The first group of doctors, nurses and Allied Health Professionals on the Clinical Executive Fast Track scheme are about to graduate.
There’s been a huge increase in the hugely successful Graduate Management Training Scheme – up to 500 a year from 2019.
And with the Leadership Academy moving to NHS Improvement, we will be able to better match our funding and resources to developing leaders in the areas where we most need them.
Outside the system, charities like The Staff College are taking the best of what the military, business and education do on developing leaders and adapting that training for the NHS.
I want to learn from The Staff College and embed it much more in how we develop our leaders.
And then there’s people like Professor Stefan Scholtes at Cambridge University’s Judge Business School, running a hugely popular MBA programme taking mid-career clinicians and turning them into top tier leaders - other business schools are available.
Learning from trailblazing companies, like this little known tech firm, that was on the verge of bankruptcy before a visionary leader turned things around and made it the world’s most successful – that’s Apple by the way.
So, we need a diversity of training just as we need a diversity of leaders.
And we need to keep training, and keep learning, throughout our careers. Whether you’re a consultant, or a clinical director, or a secretary of state.
We have a duty to ensure our skillset is up to date. That if we don’t understand, we find out. Not least because there’s a tech revolution coming and the speed of change is only getting faster.
Which brings me to my third point: why we need more leaders in the NHS.
Because the NHS is changing. Society is changing.
We’re putting in the single, largest cash injection to the NHS in its history, and we’re creating a long-term plan to take us into the next decade.
The health and social care system of the future is going to more joined up, and better integrated.
It’s going to be less command and control. Less top down. Less hierarchy.
More autonomy. More about relationships and building a transformative culture. More about us, than me.
So, what we really need in the NHS are leaders who feel comfortable with more autonomy, and I mean at all levels.
When Kennedy visited NASA as president after setting them their mission of reaching the moon, he stopped to talk to a janitor. And he said: “Thank you, you’re helping to put a man on the moon.”
Leadership in the NHS means valuing everyone at every level, as part of the team that saves lives every day. To do that we need leaders who feel comfortable with empowering their team and taking risks to improve things.
Leaders with the ability to articulate a vision whether it’s on a ward, a surgery or a whole hospital.
This is where we are. This is where we’re going. And this is how we’re going to get there.
Inspiring. Communicating. Delegating. Empowering.

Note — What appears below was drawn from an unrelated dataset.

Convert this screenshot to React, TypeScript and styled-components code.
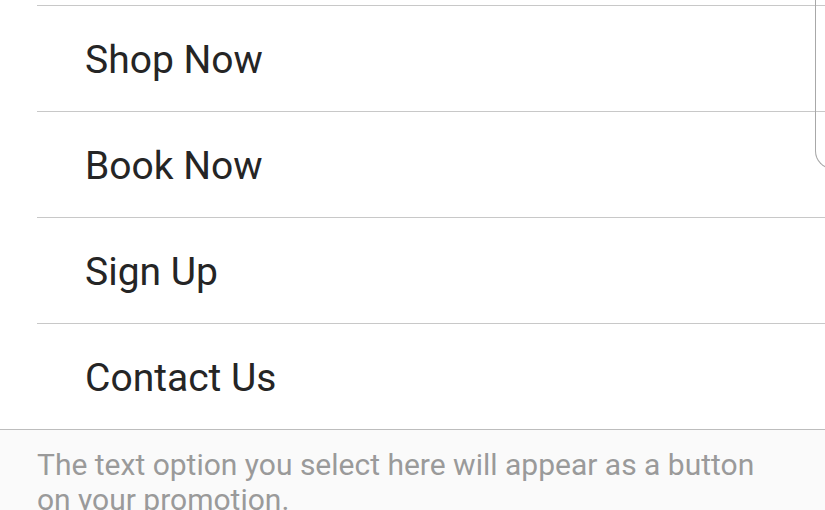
import styled, { createGlobalStyle } from 'styled-components';

const GlobalStyle = createGlobalStyle`
  html, body {
    margin: 0;
    padding: 0;
    background: #fff;
    overflow: hidden;
  }
  * {
    box-sizing: border-box;
  }
`;

const options = ['Shop Now', 'Book Now', 'Sign Up', 'Contact Us'];

function App() {
  return (
    <Screen>
      <GlobalStyle />
      <SheetEdge />
      <OptionList>
        {options.map((label) => (
          <OptionRow key={label}>{label}</OptionRow>
        ))}
      </OptionList>
      <HelpFooter>
        The text option you select here will appear as a button on your promotion.
      </HelpFooter>
    </Screen>
  );
}

export default App;

const Screen = styled.div`
  position: relative;
  width: 825px;
  height: 510px;
  overflow: hidden;
  font-family: Roboto, 'Noto Sans', sans-serif;
`;

const SheetEdge = styled.div`
  position: absolute;
  left: 815px;
  top: -20px;
  width: 30px;
  height: 189px;
  border-left: 1.5px solid #a8a8a8;
  border-bottom: 1.5px solid #a8a8a8;
  border-bottom-left-radius: 18px;
`;

const OptionList = styled.div`
  display: flex;
  flex-direction: column;
  padding-top: 5px;
`;

const OptionRow = styled.div`
  display: flex;
  align-items: center;
  height: 106px;
  margin-left: 37px;
  padding-left: 48px;
  padding-top: 2px;
  border-top: 1px solid #c8c8c8;
  font-size: 39px;
  color: #252525;
`;

const HelpFooter = styled.div`
  background: #fafafa;
  border-top: 1px solid #bdbdbd;
  padding: 17px 50px 0 37px;
  font-size: 30px;
  line-height: 35px;
  color: #9a9a9a;
  height: 200px;
`;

Empathetic leadership. Not afraid of change. Embracing change. Driving change.
That’s what we need from good leaders at all levels.
Grit. Determination. Sticking it out when things get really tough.
And let’s not forget it took Gandhi more than a quarter of a century to realise his vision.
So, let me ask all of you, every one of you, my question, my challenge, is what are you going to do to change the culture of the NHS for the better? To empower, not direct? To learn, not blame?
To build the health service of the future?